--- Start Source excerpt ---

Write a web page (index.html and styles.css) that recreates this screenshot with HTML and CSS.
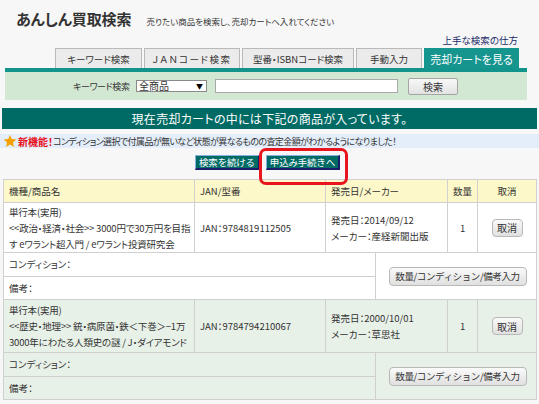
FILE: index.html
```html
<!DOCTYPE html>
<html lang="ja">
<head>
<meta charset="utf-8">
<title>あんしん買取検索</title>
<link rel="stylesheet" href="styles.css">
</head>
<body>
<div class="page">
  <header class="top">
    <h1 class="title">あんしん買取検索</h1>
    <span class="sub">売りたい商品を検索し、売却カートへ入れてください</span>
  </header>
  <div class="help"><a href="#" class="help-link">上手な検索の仕方</a></div>
  <nav class="tabs">
    <a class="tab t1" href="#">キーワード検索</a>
    <a class="tab t2" href="#">ＪＡＮコード検索</a>
    <a class="tab t3" href="#">型番・ISBNコード検索</a>
    <a class="tab t4" href="#">手動入力</a>
    <a class="tab t5 active" href="#">売却カートを見る</a>
  </nav>
  <div class="search">
    <span class="search-label">キーワード検索</span>
    <div class="select-box"><span class="select-text">全商品</span><span class="select-arrow">▼</span></div>
    <div class="text-input"></div>
    <button class="search-btn" type="button">検索</button>
  </div>
  <div class="banner">現在売却カートの中には下記の商品が入っています。</div>
  <div class="notice">
    <svg class="star" width="14" height="14" viewBox="0 0 24 24"><path d="M12 1.5l3.1 7.2 7.8.7-5.9 5.2 1.8 7.7L12 18.2l-6.8 4.1 1.8-7.7-5.9-5.2 7.8-.7z" fill="#f5a000"/></svg>
    <span class="new">新機能！</span><span class="notice-text">コンディション選択で付属品が無いなど状態が異なるものの査定金額がわかるようになりました！</span>
  </div>
  <div class="actions">
    <button class="act-btn" type="button">検索を続ける</button>
    <span class="highlight-wrap">
      <button class="act-btn" type="button">申込み手続きへ</button>
      <span class="highlight"></span>
    </span>
  </div>
  <table class="cart">
    <colgroup>
      <col class="c1"><col class="c2"><col class="c3a"><col class="c3b"><col class="c4"><col class="c5">
    </colgroup>
    <thead>
      <tr class="head">
        <th>機種/商品名</th>
        <th>JAN/型番</th>
        <th colspan="2">発売日/メーカー</th>
        <th class="center">数量</th>
        <th class="center">取消</th>
      </tr>
    </thead>
    <tbody class="item odd">
      <tr class="main r1">
        <td class="name">単行本(実用)<br>&lt;&lt;政治・経済・社会&gt;&gt; 3000円で30万円を目指<br>す eワラント超入門 / eワラント投資研究会</td>
        <td class="jan">JAN：9784819112505</td>
        <td colspan="2" class="rel">発売日：2014/09/12<br>メーカー：産経新聞出版</td>
        <td class="center">1</td>
        <td class="center"><button class="cancel" type="button">取消</button></td>
      </tr>
      <tr class="sub-row">
        <td colspan="3">コンディション：</td>
        <td colspan="3" rowspan="2" class="center"><button class="edit" type="button">数量/コンディション/備考入力</button></td>
      </tr>
      <tr class="sub-row">
        <td colspan="3">備考：</td>
      </tr>
    </tbody>
    <tbody class="item even">
      <tr class="main r2">
        <td class="name">単行本(実用)<br>&lt;&lt;歴史・地理&gt;&gt; 銃・病原菌・鉄＜下巻＞−1万<br>3000年にわたる人類史の謎 / J・ダイアモンド</td>
        <td class="jan">JAN：9784794210067</td>
        <td colspan="2" class="rel">発売日：2000/10/01<br>メーカー：草思社</td>
        <td class="center">1</td>
        <td class="center"><button class="cancel" type="button">取消</button></td>
      </tr>
      <tr class="sub-row">
        <td colspan="3">コンディション：</td>
        <td colspan="3" rowspan="2" class="center"><button class="edit" type="button">数量/コンディション/備考入力</button></td>
      </tr>
      <tr class="sub-row">
        <td colspan="3">備考：</td>
      </tr>
    </tbody>
  </table>
</div>
</body>
</html>
```

FILE: styles.css
```css
* { box-sizing: border-box; }
html, body { margin: 0; padding: 0; }
body {
  background: #f7f7f7;
  font-family: "Noto Sans CJK JP", "Liberation Sans", sans-serif;
  font-feature-settings: "palt";
  color: #333;
  font-size: 10px;
  width: 539px;
  height: 404px;
  overflow: hidden;
}
.page { padding: 0; }

.top {
  display: flex;
  align-items: baseline;
  padding: 8px 0 0 16px;
  height: 33px;
}
.title {
  margin: 0;
  font-size: 15px;
  font-weight: bold;
  color: #333;
  letter-spacing: -0.1px;
}
.sub {
  margin-left: 15px;
  font-size: 8.5px;
  color: #333;
}

.help {
  display: flex;
  justify-content: flex-end;
  padding-right: 21px;
  height: 15px;
  line-height: 14px;
}
.help-link {
  color: #1a2a6a;
  text-decoration: none;
  font-size: 9.5px;
}

.tabs {
  display: flex;
  align-items: flex-end;
  gap: 2px;
  margin: 0 12px 0 5px;
  padding-left: 50px;
  border-bottom: 4px solid #12938c;
  height: 24px;
}
.tab {
  display: flex;
  align-items: center;
  justify-content: center;
  height: 20px;
  background: #ebebeb;
  border: 1px solid #b9b9b9;
  border-bottom: none;
  color: #333;
  text-decoration: none;
  font-size: 9.5px;
  white-space: nowrap;
}
.t1 { width: 87px; }
.t2 { width: 96px; letter-spacing: 1.5px; }
.t3 { width: 112px; }
.t4 { width: 66px; }
.t5 { width: 95px; }
.tab.active {
  background: #16958f;
  border-color: #16958f;
  color: #fff;
  font-size: 11px;
}

.search {
  display: flex;
  align-items: center;
  margin: 0 12px 0 5px;
  height: 28px;
  background: #d3e8d3;
  padding-left: 68px;
}
.search-label {
  flex: none;
  font-size: 9px;
  letter-spacing: -0.4px;
  width: 63px;
  white-space: nowrap;
}
.select-box {
  display: flex;
  align-items: center;
  justify-content: space-between;
  width: 71px;
  height: 12px;
  background: #fff;
  border: 1px solid #8a8a8a;
  padding: 0 3px 0 2px;
  font-size: 10px;
  line-height: 10px;
}
.select-arrow { font-size: 7px; color: #000; }
.text-input {
  margin-left: 8px;
  width: 183px;
  height: 14px;
  background: #fff;
  border: 1px solid #a9a9a9;
}
.search-btn {
  margin-left: 10px;
  width: 50px;
  height: 17px;
  padding: 0;
  font-family: inherit;
  font-size: 10px;
  color: #333;
  background: linear-gradient(#f8f8f8, #e2e2e2);
  border: 1px solid #a5a5a5;
  border-radius: 2px;
}

.banner {
  margin: 8px 2px 0 2px;
  height: 21px;
  background: #006b65;
  color: #fff;
  font-size: 12px;
  display: flex;
  align-items: center;
  justify-content: center;
  letter-spacing: 0.3px;
}

.notice {
  margin-top: 5px;
  height: 14px;
  background: #e3eefa;
  display: flex;
  align-items: center;
  padding-left: 3px;
  font-size: 9px;
  white-space: nowrap;
}
.star { flex: none; margin-right: 1px; }
.new { color: #e8141e; font-weight: bold; font-size: 10px; }
.notice-text { color: #333; letter-spacing: -0.6px; }

.actions {
  display: flex;
  justify-content: center;
  gap: 6px;
  margin-top: 7px;
  height: 18px;
  padding-right: 4px;
}
.act-btn {
  height: 15px;
  padding: 0 3px;
  font-family: inherit;
  font-size: 9.5px;
  letter-spacing: -0.2px;
  color: #fff;
  background: #006b65;
  border-top: 1px solid #8ab0e0;
  border-left: 1px solid #8ab0e0;
  border-right: 2px solid #1c1c6c;
  border-bottom: 2px solid #1c1c6c;
  line-height: 11px;
}
.highlight-wrap { position: relative; display: inline-flex; }
.highlight {
  position: absolute;
  left: -7px;
  right: -8px;
  top: -7px;
  bottom: -12px;
  border: 3px solid #e8141e;
  border-radius: 7px;
  pointer-events: none;
}

.cart {
  margin: 6px 0 0 3px;
  width: 533px;
  border-collapse: collapse;
  table-layout: fixed;
  font-size: 9.5px;
}
.c1 { width: 191px; }
.c2 { width: 131px; }
.c3a { width: 50px; }
.c3b { width: 72px; }
.c4 { width: 30px; }
.c5 { width: 59px; }
.cart th, .cart td {
  border: 1px solid #d0d0d0;
  padding: 0 5px;
  text-align: left;
  font-weight: normal;
  vertical-align: middle;
}
.cart .center { text-align: center; padding: 0; }
.head th { background: #fcf8c9; height: 23px; }
.item.odd td { background: #fff; }
.item.even td { background: #e8f1e8; }
.main td { line-height: 16px; }
.r1 td { height: 50px; }
.r2 td { height: 53px; }
.name { white-space: nowrap; overflow: hidden; letter-spacing: -0.2px; }
.jan { white-space: nowrap; }
.rel { white-space: nowrap; }
.sub-row td { height: 23.5px; }

.cancel {
  width: 31px;
  height: 18px;
  padding: 0;
  font-family: inherit;
  font-size: 10px;
  color: #333;
  background: linear-gradient(#fafafa, #e0e0e0);
  border: 1px solid #b8b8b8;
  border-radius: 4px;
}
.edit {
  margin-left: 3px;
  width: 138px;
  height: 19px;
  padding: 0;
  font-family: inherit;
  font-size: 9.5px;
  letter-spacing: -0.4px;
  white-space: nowrap;
  color: #333;
  background: linear-gradient(#fafafa, #e0e0e0);
  border: 1px solid #b8b8b8;
  border-radius: 4px;
}
```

--- End Source excerpt ---

** What is being asked **
Count how many lines of the data include the word "index". Your reply should be that number alone.

** Finished exercise **
2